Multielectron Atoms and the Periodic Table
Multielectron atoms are described by treating each electron as moving in an averaged field of the nucleus and the other electrons, and filling the resulting orbitals subject to the Pauli principle reproduces the periodic table.
Definition
A multielectron atom is an atom containing two or more electrons whose mutual repulsion prevents an exact solution; it is modelled by assigning each electron an orbital in a self-consistent averaged potential, with the overall state constrained by the antisymmetry of the many-electron wavefunction.
Scope
This topic covers the approximate treatment of atoms with more than one electron: the central-field approximation, screening and effective nuclear charge, the Hartree and Hartree–Fock self-consistent methods, electron configurations, and the angular-momentum coupling schemes (LS and jj) that give rise to atomic terms.
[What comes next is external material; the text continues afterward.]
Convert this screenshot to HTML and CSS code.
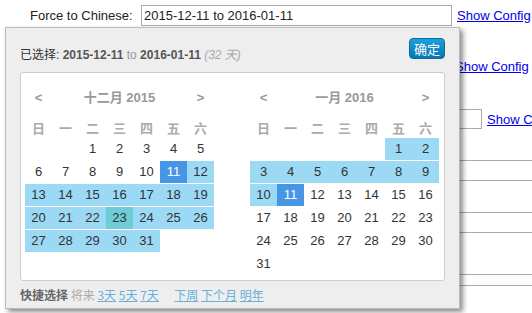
FILE: index.html
```html
<!DOCTYPE html>
<html lang="zh-CN">
<head>
    <meta charset="UTF-8">
    <meta name="viewport" content="width=device-width, initial-scale=1.0">
    <title>Date Range Picker</title>
    <link rel="stylesheet" href="styles.css">
</head>
<body>
    <div class="page">
        <div class="field-row">
            <label for="range" class="field-label">Force to Chinese:</label>
            <input type="text" id="range" class="range-input" value="2015-12-11 to 2016-01-11">
            <a href="#" class="config-link">Show Config</a>
        </div>
        <div class="second-row">
            <a href="#" class="config-link">Show Config</a>
        </div>
        <div class="third-row">
            <input type="text" class="small-input">
            <a href="#" class="config-link">Show Config</a>
        </div>
        <div class="table-lines">
            <div class="line l1"></div>
            <div class="line l2"></div>
            <div class="line l3"></div>
            <div class="line l4"></div>
            <div class="line l5"></div>
            <div class="line l6"></div>
        </div>
    </div>

    <div class="picker">
        <div class="picker-top">
            <div class="selected-info">
                已选择: <b>2015-12-11</b> <span class="to">to</span> <b>2016-01-11</b> <i class="day-count">(32 天)</i>
            </div>
            <button type="button" class="apply-btn">确定</button>
        </div>

        <div class="calendar-box">
            <div class="month" id="month-left"></div>
            <div class="month" id="month-right"></div>
        </div>

        <div class="shortcuts">
            <b>快捷选择</b>
            <span class="muted">将来</span>
            <a href="#">3天</a>
            <a href="#">5天</a>
            <a href="#">7天</a>
            <span class="spacer"></span>
            <a href="#">下周</a>
            <a href="#">下个月</a>
            <a href="#">明年</a>
        </div>
    </div>

    <script>
        const WEEK = ['日', '一', '二', '三', '四', '五', '六'];

        // Build one month grid: blanks before day 1, then the days
        function buildMonth(el, title, blanks, total, cellClass) {
            let html = '<div class="month-title">'
                + '<span class="nav">&lt;</span>'
                + '<span class="title-text">' + title + '</span>'
                + '<span class="nav">&gt;</span></div>';

            html += '<div class="week">';
            WEEK.forEach(d => { html += '<span>' + d + '</span>'; });
            html += '</div>';

            html += '<div class="days">';
            for (let i = 0; i < 42; i++) {
                const day = i - blanks + 1;
                if (day < 1 || day > total) {
                    html += '<span class="day"></span>';
                } else {
                    html += '<span class="day ' + cellClass(day) + '">' + day + '</span>';
                }
            }
            html += '</div>';
            el.innerHTML = html;
        }

        buildMonth(document.getElementById('month-left'), '十二月 2015', 2, 31, function(day) {
            if (day === 11) return 'edge';
            if (day === 23) return 'today';
            if (day > 11) return 'in-range';
            return '';
        });

        buildMonth(document.getElementById('month-right'), '一月 2016', 5, 31, function(day) {
            if (day === 11) return 'edge';
            if (day < 11) return 'in-range';
            return '';
        });
    </script>
</body>
</html>
```

FILE: styles.css
```css
body {
    margin: 0;
    font-family: "Liberation Sans", Arial, "Noto Sans CJK SC", sans-serif;
    font-size: 13px;
    color: #222;
    background-color: white;
    overflow: hidden;
}
.page {
    position: relative;
}
.field-row {
    display: flex;
    align-items: center;
    padding: 5px 0 0 30px;
}
.field-label {
    width: 111px;
}
.range-input {
    width: 311px;
    height: 21px;
    box-sizing: border-box;
    border: 1px solid #aaa;
    padding: 0 2px;
    font-family: inherit;
    font-size: 13px;
    color: #222;
}
.config-link {
    color: #0000ee;
    text-decoration: underline;
    margin-left: 5px;
    white-space: nowrap;
}
.second-row {
    margin-top: 33px;
    padding-left: 450px;
    line-height: 15px;
}
.third-row {
    display: flex;
    align-items: center;
    margin-top: 35px;
    padding-left: 440px;
}
.small-input {
    width: 42px;
    height: 20px;
    box-sizing: border-box;
    border: 1px solid #aaa;
}
.table-lines {
    margin-left: 440px;
}
.line {
    border-top: 1px solid #aaa;
}
.l1 { margin-top: 31px; height: 19px; }
.l2 { height: 31px; }
.l3 { height: 19px; }
.l4 { height: 41px; }
.l5 { height: 10px; }

/* date picker popup */
.picker {
    position: absolute;
    left: 5px;
    top: 27px;
    width: 455px;
    box-sizing: border-box;
    background-color: #eee;
    border: 1px solid #bbb;
    padding: 10px 14px 0;
    box-shadow: 3px 3px 5px rgba(0,0,0,0.45);
}
.picker-top {
    display: flex;
    justify-content: space-between;
    align-items: flex-start;
    height: 21px;
    margin-bottom: 13px;
}
.selected-info {
    font-size: 12px;
    color: #333;
    padding-top: 7px;
    white-space: nowrap;
}
.selected-info b {
    color: #555;
}
.selected-info .to {
    color: #999;
}
.selected-info .day-count {
    color: #aaa;
}
.apply-btn {
    height: 21px;
    padding: 0 4px;
    border: 1px solid #0a6c9f;
    border-radius: 4px;
    background: linear-gradient(#1aa1dc, #0777b3);
    color: white;
    font-family: "Noto Sans CJK SC", sans-serif;
    font-size: 13px;
    line-height: 18px;
    cursor: pointer;
}
.calendar-box {
    display: flex;
    gap: 36px;
    background-color: white;
    border: 1px solid #ccc;
    border-radius: 3px;
    padding: 9px 5px 5px 4px;
}
.month {
    width: 189px;
}
.month-title {
    display: grid;
    grid-template-columns: 27px 1fr 27px;
    height: 30px;
    line-height: 31px;
    text-align: center;
    color: #999;
    font-weight: bold;
}
.week {
    display: grid;
    grid-template-columns: repeat(7, 27px);
    margin-top: 5px;
    height: 21px;
    line-height: 21px;
    text-align: center;
    color: #aaa;
    font-weight: bold;
    font-family: "Noto Sans CJK SC", sans-serif;
    font-size: 13px;
}
.days {
    display: grid;
    grid-template-columns: repeat(7, 27px);
    grid-auto-rows: 22px;
    row-gap: 1px;
}
.day {
    line-height: 22px;
    text-align: center;
    color: #333;
}
.day.in-range {
    background-color: #9bd9f5;
}
.day.edge {
    background-color: #4696e6;
    color: white;
}
.day.today {
    background-color: #6fcbd5;
}
.shortcuts {
    height: 27px;
    line-height: 27px;
    font-size: 12px;
    color: #aaa;
    font-family: "Noto Sans CJK SC", sans-serif;
}
.shortcuts b {
    color: #666;
}
.shortcuts a {
    color: #6aaed9;
    text-decoration: underline;
}
.shortcuts .spacer {
    display: inline-block;
    width: 10px;
}
```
It explains how the Pauli exclusion principle and the ordering of subshell energies build up the structure of the periodic table.
Core questions
- How can an atom with many interacting electrons be described approximately?
- What is the central-field approximation and how does screening modify the nuclear charge?
- How do the Pauli principle and subshell energies produce the layout of the periodic table?
- How do individual electron angular momenta couple into total atomic terms?
Key concepts
- Central-field approximation
- Screening and effective nuclear charge
- Slater determinants and exchange
- Hartree–Fock method
- LS and jj coupling
- Electron configurations and subshells
Key theories
- Central-field approximation
- Each electron is treated as moving independently in a spherically symmetric average potential due to the nucleus and the other electrons, reducing the many-body problem to a set of one-electron orbitals labelled by n and l.
- Hartree–Fock self-consistent field
- The averaged potential is determined self-consistently from antisymmetrized (Slater-determinant) wavefunctions, iterating until the orbitals reproduce the field that generates them and respecting electron exchange.
- Pauli principle and the Aufbau of the periodic table
- No two electrons may share all four quantum numbers, so subshells fill in order of increasing energy, and the periodic recurrence of outer-shell configurations explains the chemical periodicity of the elements.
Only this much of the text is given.